Mougeotte also served as President of La Chaîne Info, the non-stop news channel of the TF1 Group, from 1994 to 2007. In 2006, he became Vice-President of France 24.

===Later career===
Mougeotte left TF1 in 2007 to become a communications consultant. However, he remained an adviser to TF1 Group CEO Nonce Paolini, who replaced Patrick Le Lay. In August 2007, he began working for Le Figaro Magazine and became editorial director of the Le Figaro group in November of that year, replacing Nicolas Beytout. On 2 December 2007, he joined the team of interviewers on Le Grand Jury. In 2012, he took part in the group with supported re-election for President Nicolas Sarkozy. In July 2012, he left his post as editorial director of Le Figaro and was replaced by Alexis Brézet. That month, he briefly worked as a consultant for TVous.

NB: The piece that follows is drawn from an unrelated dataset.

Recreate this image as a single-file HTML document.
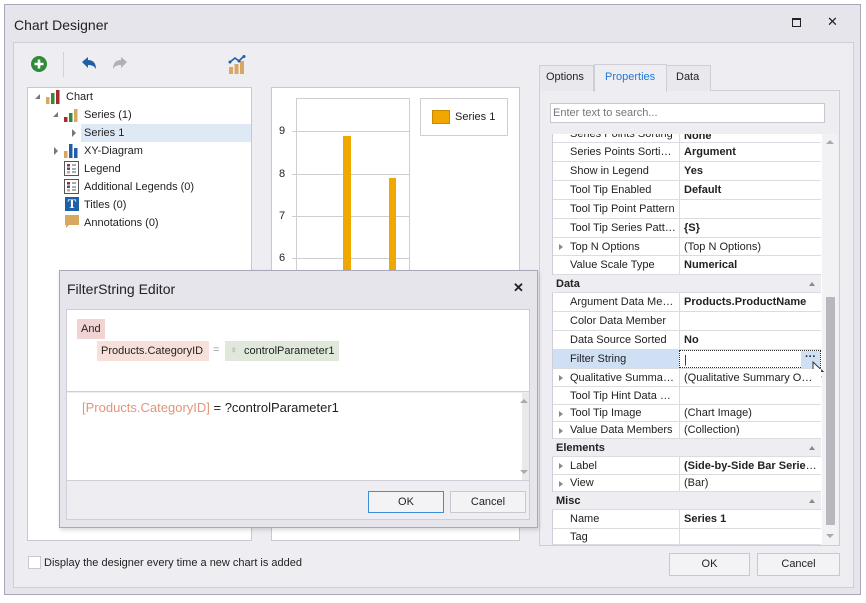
<!DOCTYPE html>
<html><head><meta charset="utf-8"><style>
*{box-sizing:border-box;margin:0;padding:0}
body{width:866px;height:603px;background:#fff;font-family:"Liberation Sans",sans-serif;font-size:11px;color:#222;position:relative;overflow:hidden}
.a{position:absolute}
.t{position:absolute;white-space:nowrap;line-height:14px}
.row{position:absolute;left:553px;width:268px;height:19px;border-bottom:1px solid #dcdbe2;background:#fff}
.row .n{position:absolute;left:17px;top:3px;white-space:nowrap;width:106px;overflow:hidden;text-overflow:ellipsis}
.row .v{position:absolute;left:126px;top:0;height:18px;width:142px;border-left:1px solid #dcdbe2;padding:3px 4px 0;white-space:nowrap;overflow:hidden;text-overflow:ellipsis}
.row .ar{position:absolute;left:6px;top:6px;width:0;height:0;border-left:4px solid #888;border-top:3.5px solid transparent;border-bottom:3.5px solid transparent}
.cat{position:absolute;left:552px;width:269px;height:18px;background:#eeedf2;font-weight:bold;padding:3px 4px 0;border-bottom:1px solid #dcdbe2}
.cat:after{content:"";position:absolute;right:6px;top:7px;border-bottom:4px solid #888;border-left:3.5px solid transparent;border-right:3.5px solid transparent}
b{font-weight:bold}
.btn{position:absolute;border:1px solid #c9c8d0;background:#f3f3f6;text-align:center;line-height:20px}
.tr{position:absolute;white-space:nowrap;line-height:18px}
</style></head><body>
<div class="a" style="left:4px;top:4px;width:857px;height:591px;background:#e6e5ec;border:1px solid #a9a8bb"></div>
<div class="t" style="left:14px;top:16px;font-size:14px;line-height:18px">Chart Designer</div>
<div class="a" style="left:792px;top:18px;width:9px;height:9px;border:1.5px solid #222;border-top-width:2px"></div>
<div class="t" style="left:827px;top:15px;font-size:13px">✕</div>
<div class="a" style="left:13px;top:42px;width:841px;height:546px;background:#eeedf2;border:1px solid #cfcdd8"></div>
<svg class="a" style="left:30px;top:55px" width="18" height="18"><circle cx="9" cy="9" r="8" fill="#2e8b3a"/><path d="M9 4.5v9M4.5 9h9" stroke="#fff" stroke-width="2.6"/></svg>
<div class="a" style="left:63px;top:52px;width:1px;height:25px;background:#d2d1d9"></div>
<svg class="a" style="left:80px;top:56px" width="18" height="16"><path d="M2 6 L8 1 V4 C13 4 16 7 16 13 C14 10 12 9 8 9 V12 Z" fill="#1f5fa8"/></svg>
<svg class="a" style="left:111px;top:56px" width="18" height="16"><path d="M16 6 L10 1 V4 C5 4 2 7 2 13 C4 10 6 9 10 9 V12 Z" fill="#b0b0b8"/></svg>
<svg class="a" style="left:228px;top:55px" width="18" height="19"><rect x="1" y="12" width="4" height="7" fill="#d9a860"/><rect x="6.5" y="9" width="4" height="10" fill="#d9a860"/><rect x="12" y="6" width="4" height="13" fill="#d9a860"/><path d="M2 7 L7 3 L11 6 L16 1" stroke="#1f5fa8" stroke-width="1.6" fill="none"/><circle cx="2" cy="7" r="1.5" fill="#1f5fa8"/><circle cx="11" cy="6" r="1.5" fill="#1f5fa8"/><circle cx="16" cy="1.5" r="1.5" fill="#1f5fa8"/></svg>
<div class="a" style="left:27px;top:87px;width:225px;height:454px;background:#fff;border:1px solid #c9c8d0"></div>
<div class="a" style="left:81px;top:124px;width:170px;height:18px;background:#dfe9f6"></div>
<div class="a" style="left:35px;top:94px;border-right:5px solid #777;border-top:5px solid transparent"></div>
<div class="a" style="left:53px;top:112px;border-right:5px solid #777;border-top:5px solid transparent"></div>
<div class="a" style="left:72px;top:129px;border-left:4px solid #777;border-top:4px solid transparent;border-bottom:4px solid transparent"></div>
<div class="a" style="left:54px;top:147px;border-left:4px solid #777;border-top:4px solid transparent;border-bottom:4px solid transparent"></div>
<svg class="a" style="left:46px;top:90px" width="16" height="14"><rect x="0" y="7" width="3.5" height="7" fill="#d9a860"/><rect x="5" y="3" width="3.5" height="11" fill="#2e8b3a"/><rect x="10" y="0" width="3.5" height="14" fill="#a52a2a"/></svg>
<div class="tr" style="left:66px;top:88px">Chart</div>
<svg class="a" style="left:64px;top:108px" width="16" height="14"><rect x="0" y="9" width="3.5" height="5" fill="#a52a2a"/><rect x="5" y="5" width="3.5" height="9" fill="#2e8b3a"/><rect x="10" y="1" width="3.5" height="13" fill="#d9a860"/></svg>
<div class="tr" style="left:84px;top:106px">Series (1)</div>
<div class="tr" style="left:84px;top:124px">Series 1</div>
<svg class="a" style="left:64px;top:144px" width="16" height="14"><rect x="0" y="7" width="3.5" height="7" fill="#d9a860"/><rect x="5" y="0" width="3.5" height="14" fill="#1f5fa8"/><rect x="10" y="4" width="3.5" height="10" fill="#1f5fa8"/></svg>
<div class="tr" style="left:84px;top:142px">XY-Diagram</div>
<svg class="a" style="left:64px;top:161px" width="15" height="15"><rect x="0.5" y="0.5" width="14" height="14" fill="#fff" stroke="#555"/><rect x="3" y="3" width="3" height="2.5" fill="#a52a2a"/><rect x="3" y="6.5" width="3" height="2.5" fill="#1f5fa8"/><rect x="3" y="10" width="3" height="2.5" fill="#d9a860"/><path d="M8 4h4M8 8h4M8 11h4" stroke="#555"/></svg>
<div class="tr" style="left:84px;top:160px">Legend</div>
<svg class="a" style="left:64px;top:179px" width="15" height="15"><rect x="0.5" y="0.5" width="14" height="14" fill="#fff" stroke="#555"/><rect x="3" y="3" width="3" height="2.5" fill="#a52a2a"/><rect x="3" y="6.5" width="3" height="2.5" fill="#1f5fa8"/><rect x="3" y="10" width="3" height="2.5" fill="#d9a860"/><path d="M8 4h4M8 8h4M8 11h4" stroke="#555"/></svg>
<div class="tr" style="left:84px;top:178px">Additional Legends (0)</div>
<div class="a" style="left:65px;top:197px;width:14px;height:14px;background:#1f5fa8;color:#fff;font-weight:bold;font-family:'Liberation Serif',serif;font-size:13px;line-height:14px;text-align:center">T</div>
<div class="tr" style="left:84px;top:196px">Titles (0)</div>
<svg class="a" style="left:65px;top:215px" width="14" height="14"><path d="M0 0h14v10H4l-3 3v-3H0z" fill="#d9a860"/></svg>
<div class="tr" style="left:84px;top:214px">Annotations (0)</div>
<div class="a" style="left:271px;top:87px;width:249px;height:454px;background:#fff;border:1px solid #c9c8d0"></div>
<div class="a" style="left:296px;top:98px;width:114px;height:200px;border:1px solid #cfcfcf;border-bottom:none"></div>
<div class="a" style="left:292px;top:131px;width:118px;height:1px;background:#cfcfcf"></div>
<div class="a" style="left:292px;top:174px;width:118px;height:1px;background:#cfcfcf"></div>
<div class="a" style="left:292px;top:216px;width:118px;height:1px;background:#cfcfcf"></div>
<div class="a" style="left:292px;top:258px;width:118px;height:1px;background:#cfcfcf"></div>
<div class="t" style="left:279px;top:124px;font-size:11px">9</div>
<div class="t" style="left:279px;top:167px;font-size:11px">8</div>
<div class="t" style="left:279px;top:209px;font-size:11px">7</div>
<div class="t" style="left:279px;top:251px;font-size:11px">6</div>
<div class="a" style="left:343px;top:136px;width:8px;height:160px;background:#f0a800"></div>
<div class="a" style="left:389px;top:178px;width:7px;height:120px;background:#f0a800"></div>
<div class="a" style="left:420px;top:98px;width:88px;height:38px;border:1px solid #cfcfcf"></div>
<div class="a" style="left:432px;top:110px;width:18px;height:14px;background:#f0a800;border:1px solid #c88a00"></div>
<div class="t" style="left:455px;top:110px">Series 1</div>
<div class="a" style="left:539px;top:90px;width:301px;height:456px;background:#eeedf2;border:1px solid #cfcdd8"></div>
<div class="a" style="left:539px;top:65px;width:55px;height:26px;border:1px solid #cfcdd8;border-bottom:none;background:#e9e8ee"></div>
<div class="t" style="left:546px;top:70px">Options</div>
<div class="a" style="left:594px;top:64px;width:73px;height:28px;border:1px solid #cfcdd8;border-bottom:none;background:#eeedf2"></div>
<div class="t" style="left:605px;top:70px;color:#1e7ad8">Properties</div>
<div class="a" style="left:666px;top:65px;width:45px;height:26px;border:1px solid #cfcdd8;border-bottom:none;background:#e9e8ee"></div>
<div class="t" style="left:676px;top:70px">Data</div>
<div class="a" style="left:550px;top:103px;width:275px;height:20px;background:#fff;border:1px solid #c9c8d0"></div>
<div class="t" style="left:553px;top:106px;color:#777">Enter text to search...</div>
<div class="a" style="left:552px;top:134px;width:286px;height:411px;background:#fff;border-left:1px solid #cfcdd8"></div>
<div class="a" style="left:822px;top:134px;width:16px;height:411px;background:#f2f2f4"></div>
<div class="a" style="left:826px;top:297px;width:9px;height:228px;background:#b7b7bd"></div>
<div class="a" style="left:826px;top:140px;border-bottom:4px solid #aaa;border-left:4px solid transparent;border-right:4px solid transparent"></div>
<div class="a" style="left:826px;top:534px;border-top:4px solid #aaa;border-left:4px solid transparent;border-right:4px solid transparent"></div>
<div class="row" style="top:134px;height:9px;overflow:hidden"><div class="n" style="top:-6px">Series Points Sorting</div><div class="v" style="top:-7px"><b>None</b></div></div>
<div class="row" style="top:143px"><div class="n">Series Points Sorting Mode</div><div class="v"><b>Argument</b></div></div>
<div class="row" style="top:162px"><div class="n">Show in Legend</div><div class="v"><b>Yes</b></div></div>
<div class="row" style="top:181px"><div class="n">Tool Tip Enabled</div><div class="v"><b>Default</b></div></div>
<div class="row" style="top:200px"><div class="n">Tool Tip Point Pattern</div><div class="v"></div></div>
<div class="row" style="top:219px"><div class="n">Tool Tip Series Pattern</div><div class="v"><b>{S}</b></div></div>
<div class="row" style="top:238px;height:18px"><span class="ar"></span><div class="n">Top N Options</div><div class="v">(Top N Options)</div></div>
<div class="row" style="top:256px"><div class="n">Value Scale Type</div><div class="v"><b>Numerical</b></div></div>
<div class="cat" style="top:275px">Data</div>
<div class="row" style="top:293px"><div class="n">Argument Data Member</div><div class="v"><b>Products.ProductName</b></div></div>
<div class="row" style="top:312px"><div class="n">Color Data Member</div><div class="v"></div></div>
<div class="row" style="top:331px"><div class="n">Data Source Sorted</div><div class="v"><b>No</b></div></div>
<div class="row" style="top:350px;background:#cfe0f4"><div class="n">Filter String</div><div class="v" style="background:#fff;border:1px dotted #333">|</div></div>
<div class="a" style="left:801px;top:351px;width:19px;height:17px;background:#cfe0f4;font-weight:bold;text-align:center;line-height:12px">···</div>
<svg class="a" style="left:812px;top:361px" width="14" height="20"><path d="M1 1 L1 15 L4.5 11.5 L7 17 L9 16 L6.5 10.5 L11 10.5 Z" fill="#fff" stroke="#333"/></svg>
<div class="row" style="top:369px;height:18px"><span class="ar"></span><div class="n">Qualitative Summary Options</div><div class="v">(Qualitative Summary Options)</div></div>
<div class="row" style="top:387px;height:18px"><div class="n">Tool Tip Hint Data Member</div><div class="v"></div></div>
<div class="row" style="top:405px;height:17px"><span class="ar"></span><div class="n" style="top:2px">Tool Tip Image</div><div class="v" style="padding-top:2px">(Chart Image)</div></div>
<div class="row" style="top:422px;height:17px"><span class="ar"></span><div class="n" style="top:2px">Value Data Members</div><div class="v" style="padding-top:2px">(Collection)</div></div>
<div class="cat" style="top:439px">Elements</div>
<div class="row" style="top:457px;height:18px"><span class="ar"></span><div class="n">Label</div><div class="v"><b>(Side-by-Side Bar Series Label)</b></div></div>
<div class="row" style="top:475px;height:17px"><span class="ar"></span><div class="n" style="top:2px">View</div><div class="v" style="padding-top:2px">(Bar)</div></div>
<div class="cat" style="top:492px">Misc</div>
<div class="row" style="top:510px"><div class="n">Name</div><div class="v"><b>Series 1</b></div></div>
<div class="row" style="top:529px;height:16px"><div class="n" style="top:2px">Tag</div><div class="v"></div></div>
<div class="a" style="left:59px;top:270px;width:479px;height:258px;background:#e6e5ec;border:1px solid #a9a8bb;box-shadow:1px 2px 4px rgba(0,0,0,.15)"></div>
<div class="t" style="left:67px;top:281px;font-size:14px;line-height:17px">FilterString Editor</div>
<div class="t" style="left:513px;top:281px;font-size:13px;font-weight:bold">✕</div>
<div class="a" style="left:66px;top:309px;width:464px;height:211px;background:#eeedf2;border:1px solid #cfcdd8"></div>
<div class="a" style="left:67px;top:310px;width:462px;height:82px;background:#fff;border-bottom:1px solid #cfcdd8"></div>
<div class="a" style="left:77px;top:319px;width:28px;height:20px;background:#f2d3d3"></div>
<div class="t" style="left:81px;top:322px">And</div>
<div class="a" style="left:97px;top:341px;width:112px;height:20px;background:#f8e0da"></div>
<div class="t" style="left:101px;top:344px">Products.CategoryID</div>
<div class="t" style="left:213px;top:343px;color:#999">=</div>
<div class="a" style="left:225px;top:341px;width:114px;height:20px;background:#dfe8da"></div>
<div class="t" style="left:230px;top:344px;color:#999;font-size:10px">♀</div>
<div class="t" style="left:244px;top:344px">controlParameter1</div>
<div class="a" style="left:67px;top:393px;width:455px;height:87px;background:#fff"></div>
<div class="a" style="left:522px;top:393px;width:7px;height:87px;background:#e9e9ec"></div>
<div class="a" style="left:520px;top:399px;border-bottom:4px solid #aaa;border-left:4px solid transparent;border-right:4px solid transparent"></div>
<div class="a" style="left:520px;top:470px;border-top:4px solid #aaa;border-left:4px solid transparent;border-right:4px solid transparent"></div>
<div class="a" style="left:67px;top:480px;width:462px;height:1px;background:#cfcdd8"></div>
<div class="t" style="left:82px;top:400px;font-size:13px;line-height:16px"><span style="color:#e0967a">[Products.CategoryID]</span> = ?controlParameter1</div>
<div class="btn" style="left:368px;top:491px;width:76px;height:22px;border-color:#3c8fd6">OK</div>
<div class="btn" style="left:450px;top:491px;width:76px;height:22px">Cancel</div>
<div class="a" style="left:28px;top:556px;width:13px;height:13px;background:#fff;border:1px solid #c9c8d0"></div>
<div class="t" style="left:44px;top:556px">Display the designer every time a new chart is added</div>
<div class="btn" style="left:669px;top:553px;width:81px;height:23px">OK</div>
<div class="btn" style="left:757px;top:553px;width:83px;height:23px">Cancel</div>
</body></html>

On 12 December 2012, Mougeotte was appointed general manager of Radio Classique, a position he held until 1 March 2018. In 2015, with Iskandar Safa and Charles Villeneuve, he purchased Groupe Valmonde from Laboratoires Pierre Fabre, which the right-wing weekly magazine Valeurs contemporaine was a part of.

===Political opinions===
In his youth, Mougeotte was firmly committed to the left and was briefly suspended from the ORTF for this reason. He broke from the left following the signing of the Programme commun in 1972 and became a supporter of President Valéry Giscard d'Estaing. He was ousted from Europe 1 following the victory of François Mitterrand in 1981. During his time as Vice-President of TF1, the channel leaned to the right and supported Nicolas Sarkozy in 2007. In 2012, Le HuffPost considered him a right-wing journalist, and François Hollande refused any interview with Le Figaro during the 2012 French presidential election, and would have demanded his departure from the newspaper.

===Other activities===
Mougeotte briefly worked as an associate professor of journalism at Sciences Po.

===Death===
Mougeotte died of tonsil cancer in Paris at the age of 81 on 7 October 2021. His funeral was celebrated on 13 October at Saint-François-Xavier, Paris.